Establishing personal boundaries is a part of everyday life with friends, co-workers, clients, and extended family members. Setting up boundaries around the marriage relationship is a key step to proactively protecting yourself, your spouse, your marriage, your kids, and your reputation.
In the final book of the Old Testament, Malachi 2 talks about setting up a protective perimeter around the covenant relationship, “And what does he want from marriage? Children of God, that’s what. So guard the spirit of marriage within you. Don’t cheat on your spouse. ‘I hate divorce,’ says the God of Israel…’I hate the violent dismembering of the ‘one flesh’ of marriage.’ So watch yourselves. Don’t let your guard down. Don’t cheat.” (The Message).
One of the boundaries we set up as a perimeter around our relationship is that neither of us will be alone with someone of the opposite sex. Not because we are worried about the other cheating, but to avoid the appearance of impropriety or being caught in a potential he said/she said situation. We’ve heard too many stories of how an accusation (some true, some false) has tarnished a reputation or ended a career. Being active Facebookers, we have adopted our real life set of boundaries for our online world with Facebook friends (FB friends).
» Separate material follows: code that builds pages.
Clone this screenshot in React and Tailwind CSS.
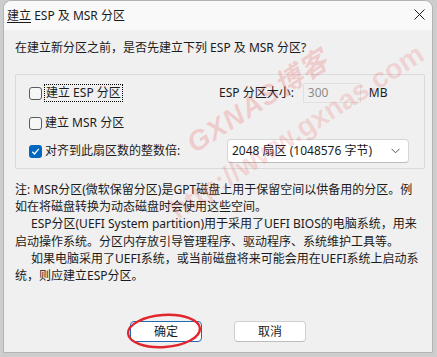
const Check = ({ checked }) =>
  checked ? (
    <span className="w-[13px] h-[13px] rounded-[3px] bg-[#0067c0] flex items-center justify-center shrink-0">
      <svg width="9" height="9" viewBox="0 0 9 9">
        <path d="M1.3 4.8 L3.5 7 L7.8 1.9" fill="none" stroke="#fff" strokeWidth="1.3" />
      </svg>
    </span>
  ) : (
    <span className="w-[13px] h-[13px] rounded-[3px] border border-[#5a5a5a] bg-[#f6f6f6] shrink-0" />
  );

export default function App() {
  return (
    <div className="w-[437px] h-[357px] bg-[#cdcdcd] relative overflow-hidden font-['Noto_Sans','Noto_Sans_CJK_SC',sans-serif] text-[12px] text-[#1b1b1b]">
      <div className="ml-[3px] w-[430px] h-[353px] rounded-t-[8px] border border-[#b4b4b4] bg-[#f0f0f0] flex flex-col">
        {/* Title bar */}
        <div className="h-[29px] bg-[#f9f9f9] rounded-t-[8px] flex items-center justify-between pl-[3px] pr-[7px]">
          <span className="leading-[16px]">
            <span className="underline underline-offset-[2px]">建立</span> ESP 及 MSR 分区
          </span>
          <svg width="11" height="11" viewBox="0 0 11 11" className="mb-[2px]">
            <path d="M0.5 0.5 L10.5 10.5 M10.5 0.5 L0.5 10.5" stroke="#1b1b1b" strokeWidth="1" />
          </svg>
        </div>

        <div className="pl-[11px] pr-[7px] flex flex-col">
          <div className="mt-[9px] leading-[17px] h-[17px]">在建立新分区之前，是否先建立下列 ESP 及 MSR 分区?</div>

          {/* Group box */}
          <div className="mt-[18px] h-[95px] border border-[#dadada] rounded-[2px] flex flex-col pt-[6px]">
            <div className="h-[24px] flex items-center">
              <div className="w-[203px] pl-[13px] flex items-center gap-[2px]">
                <Check />
                <span className="h-[18px] flex items-center px-[1px] border border-dotted border-black">建立 ESP 分区</span>
              </div>
              <span>ESP 分区大小:</span>
              <div className="ml-[9px] w-[58px] h-[20px] border border-[#e0e0e0] flex items-center pl-[4px] text-[#8c8c8c]">300</div>
              <span className="ml-[8px]">MB</span>
            </div>
            <div className="h-[24px] flex items-center mt-[6px]">
              <div className="pl-[13px] flex items-center gap-[3px]">
                <Check />
                <span>建立 MSR 分区</span>
              </div>
            </div>
            <div className="h-[24px] flex items-center mt-[4px]">
              <div className="w-[211px] pl-[13px] flex items-center gap-[3px]">
                <Check checked />
                <span>对齐到此扇区数的整数倍:</span>
              </div>
              <div className="w-[182px] h-[24px] bg-white border border-[#d6d6d6] border-b-[#bcbcbc] rounded-[4px] flex items-center justify-between pl-[4px] pr-[8px]">
                <span>2048 扇区 (1048576 字节)</span>
                <svg width="9" height="6" viewBox="0 0 9 6">
                  <path d="M0.5 0.8 L4.5 4.8 L8.5 0.8" fill="none" stroke="#555" strokeWidth="1" />
                </svg>
              </div>
            </div>
          </div>

          {/* Note */}
          <div className="mt-[12px] leading-[17.2px] whitespace-nowrap">
            <div>注: MSR分区(微软保留分区)是GPT磁盘上用于保留空间以供备用的分区。例</div>
            <div>如在将磁盘转换为动态磁盘时会使用这些空间。</div>
            <div className="pl-[16px]">ESP分区(UEFI System partition)用于采用了UEFI BIOS的电脑系统，用来</div>
            <div>启动操作系统。分区内存放引导管理程序、驱动程序、系统维护工具等。</div>
            <div className="pl-[16px]">如果电脑采用了UEFI系统，或当前磁盘将来可能会用在UEFI系统上启动系</div>
            <div>统，则应建立ESP分区。</div>
          </div>
        </div>

        {/* Buttons */}
        <div className="mt-auto mb-[10px] flex justify-center gap-[32px]">
          <button className="w-[72px] h-[21px] bg-white border border-[#1f6cb5] rounded-[4px] flex items-center justify-center leading-none">确定</button>
          <button className="w-[72px] h-[21px] bg-white border border-[#d0d0d0] border-b-[#bdbdbd] rounded-[4px] flex items-center justify-center leading-none">取消</button>
        </div>
      </div>

      {/* Watermark */}
      <span className="absolute left-[258px] top-[102px] -translate-x-1/2 -translate-y-1/2 -rotate-[33deg] whitespace-nowrap tracking-[1px] font-['Liberation_Sans','Noto_Sans_CJK_SC',sans-serif] font-bold italic text-[28px] text-[rgba(235,50,50,0.2)] pointer-events-none">
        GXNAS博客
      </span>
      <span className="absolute left-[297px] top-[132px] -translate-x-1/2 -translate-y-1/2 -rotate-[33deg] whitespace-nowrap font-['Liberation_Sans',sans-serif] font-bold text-[28px] text-[rgba(235,50,50,0.16)] pointer-events-none">
        http://www.gxnas.com
      </span>

      {/* Red annotation ellipse */}
      <svg className="absolute left-[120px] top-[308px] pointer-events-none" width="90" height="46" viewBox="0 0 90 46">
        <ellipse cx="44" cy="23" rx="36" ry="16" transform="rotate(-4 44 23)" fill="none" stroke="#e3262c" strokeWidth="2.4" />
      </svg>
    </div>
  );
}
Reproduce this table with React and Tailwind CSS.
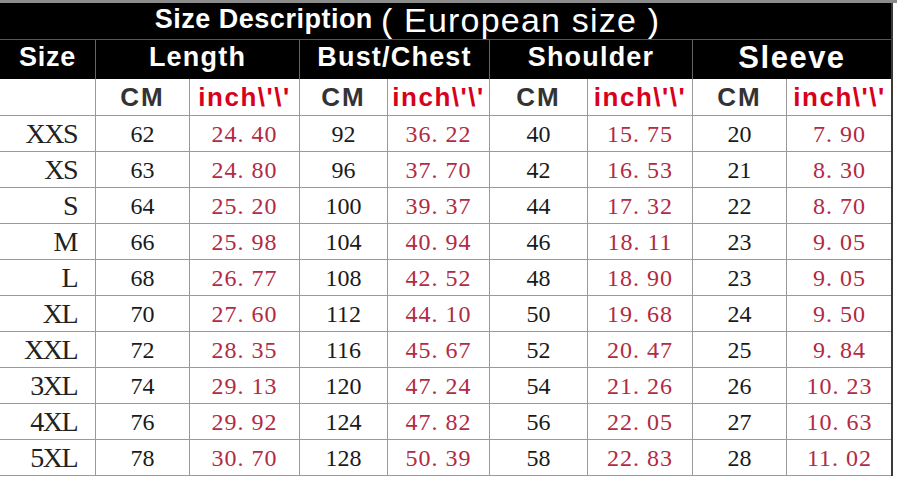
const cols = 'grid grid-cols-[96px_94px_110px_88px_102px_98px_105px_94px_105px]'

const rows = [
  ['XXS', '62', '24. 40', '92', '36. 22', '40', '15. 75', '20', '7. 90'],
  ['XS', '63', '24. 80', '96', '37. 70', '42', '16. 53', '21', '8. 30'],
  ['S', '64', '25. 20', '100', '39. 37', '44', '17. 32', '22', '8. 70'],
  ['M', '66', '25. 98', '104', '40. 94', '46', '18. 11', '23', '9. 05'],
  ['L', '68', '26. 77', '108', '42. 52', '48', '18. 90', '23', '9. 05'],
  ['XL', '70', '27. 60', '112', '44. 10', '50', '19. 68', '24', '9. 50'],
  ['XXL', '72', '28. 35', '116', '45. 67', '52', '20. 47', '25', '9. 84'],
  ['3XL', '74', '29. 13', '120', '47. 24', '54', '21. 26', '26', '10. 23'],
  ['4XL', '76', '29. 92', '124', '47. 82', '56', '22. 05', '27', '10. 63'],
  ['5XL', '78', '30. 70', '128', '50. 39', '58', '22. 83', '28', '11. 02'],
]

const serif = { fontFamily: '"Liberation Serif", "DejaVu Serif", serif' }

const head = 'flex items-center justify-center leading-none pb-[4px]'

export default function App() {
  return (
    <div
      className="w-[897px] h-[482px] bg-white overflow-hidden border-t-[3px] border-[#8c8c8c]"
      style={{ fontFamily: '"Liberation Sans", Arial, sans-serif' }}
    >
      <div className="w-[893px] border-r-2 border-[#3a3a3a]">
        {/* title band */}
        <div className="h-[36px] bg-black flex items-center justify-center pr-[76px] pb-[3px] leading-none text-white whitespace-pre">
          <span className="text-[27px] font-bold tracking-[0.5px]">Size Description</span>
          <span className="text-[34px] ml-[8px] font-normal tracking-[1.2px]">( European size )</span>
        </div>

        {/* header row */}
        <div className="h-[40px] bg-black border-t border-[#555] grid grid-cols-[96px_204px_190px_203px_198px] text-white font-bold">
          <div className={`${head} border-r border-[#666] text-[27px] tracking-[0.8px]`}>Size</div>
          <div className={`${head} border-r border-[#666] text-[27px] tracking-[1.2px]`}>Length</div>
          <div className={`${head} border-r border-[#666] text-[27px] tracking-[1.2px]`}>Bust/Chest</div>
          <div className={`${head} border-r border-[#666] text-[27px] tracking-[1.2px]`}>Shoulder</div>
          <div className={`${head} text-[31px] tracking-[1.5px]`}>Sleeve</div>
        </div>

        {/* sub header */}
        <div className={`${cols} h-[37px] border-b border-[#9a9a9a] font-bold text-[26px] leading-none`}>
          <div className="border-r border-[#9a9a9a]" />
          {[0, 1, 2, 3].map((i) => [
            <div key={'c' + i} className="flex items-center justify-center border-r border-[#9a9a9a] text-[#333] tracking-[2px]">
              CM
            </div>,
            <div
              key={'i' + i}
              className={`flex items-center justify-center text-[#d9001b] tracking-[1.5px] ${i < 3 ? 'border-r border-[#9a9a9a]' : ''}`}
            >
              inch\'\'
            </div>,
          ])}
        </div>

        {/* data */}
        {rows.map((r) => (
          <div key={r[0]} className={`${cols} h-[36px] border-b border-[#9a9a9a] leading-none`} style={serif}>
            {r.map((v, j) => (
              <div
                key={j}
                className={`flex items-center ${j < 8 ? 'border-r border-[#9a9a9a]' : ''} ${
                  j === 0
                    ? 'justify-end pr-[18px] text-[28px] text-[#222] tracking-[-1.5px]'
                    : j % 2 === 1
                    ? 'justify-center text-[24px] text-[#1a1a1a]'
                    : 'justify-center text-[24px] text-[#b22a44] tracking-[1px] whitespace-pre'
                }`}
              >
                {v}
              </div>
            ))}
          </div>
        ))}
      </div>
    </div>
  )
}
Five Ways to Diffuse the Cyber Threats to Your Marriage
(1) Set Safeguards With Your Mate – Discuss with your mate: What FB friends and groups are inbounds or out-of-bounds? How much information about yourself and family is too much information? Are either of you uncomfortable with potential FB friends? Are any communication methods off limits?
We keep our correspondences with people of the opposite sex public by posting on their “walls,” or limited to commenting on status updates. We also keep each other informed of Facebook emails from people, and avoid chatting with people of the opposite sex. Whatever your safeguards, be sure that both you and your spouse are on the same page when it comes to what is or is not acceptable for each other on Facebook. A little bit of prevention can go a long way in safeguarding your relationship.
(2) Don’t Post Negative Things About Your Spouse – A lot of banter, complaining, and sharing occur when people post their status updates. It is common for FB friends to whine about the weather, joke about a frustrating work issue or report on something new in their life. But it is always uncomfortable when someone complains about their spouse or kids. While it may not seem like a big deal to the one posting, the majority of the readers don’t have enough context or information to know if something is a simple tease or an exasperated gripe.
Avoid giving too much information about the annoying things your spouse is or is not doing, and be sure not to embarrass them in your status update, or through posting pictures or videos. Don’t get back at your spouse for something through a public comment.
Typing is not the same as talking … so don’t use the keyboard in an attempt to resolve an issue, talk it through in private!
(3) Choose Your Friends Wisely – When first getting started on Facebook, finding FB friends and accepting FB friend requests can be very exciting because you’re reconnecting with people from your past. Ultimately, it is your decision to accept them into your social network. They can be family members, friends, neighbors, co-workers, associates, long-lost friends or past flames. Once FB friends are accepted, they see and view everything you post publicly and vice-versa. One question to ask when requesting or accepting a FB friend is, “would my spouse be comfortable with me being ‘friends’ with this person?”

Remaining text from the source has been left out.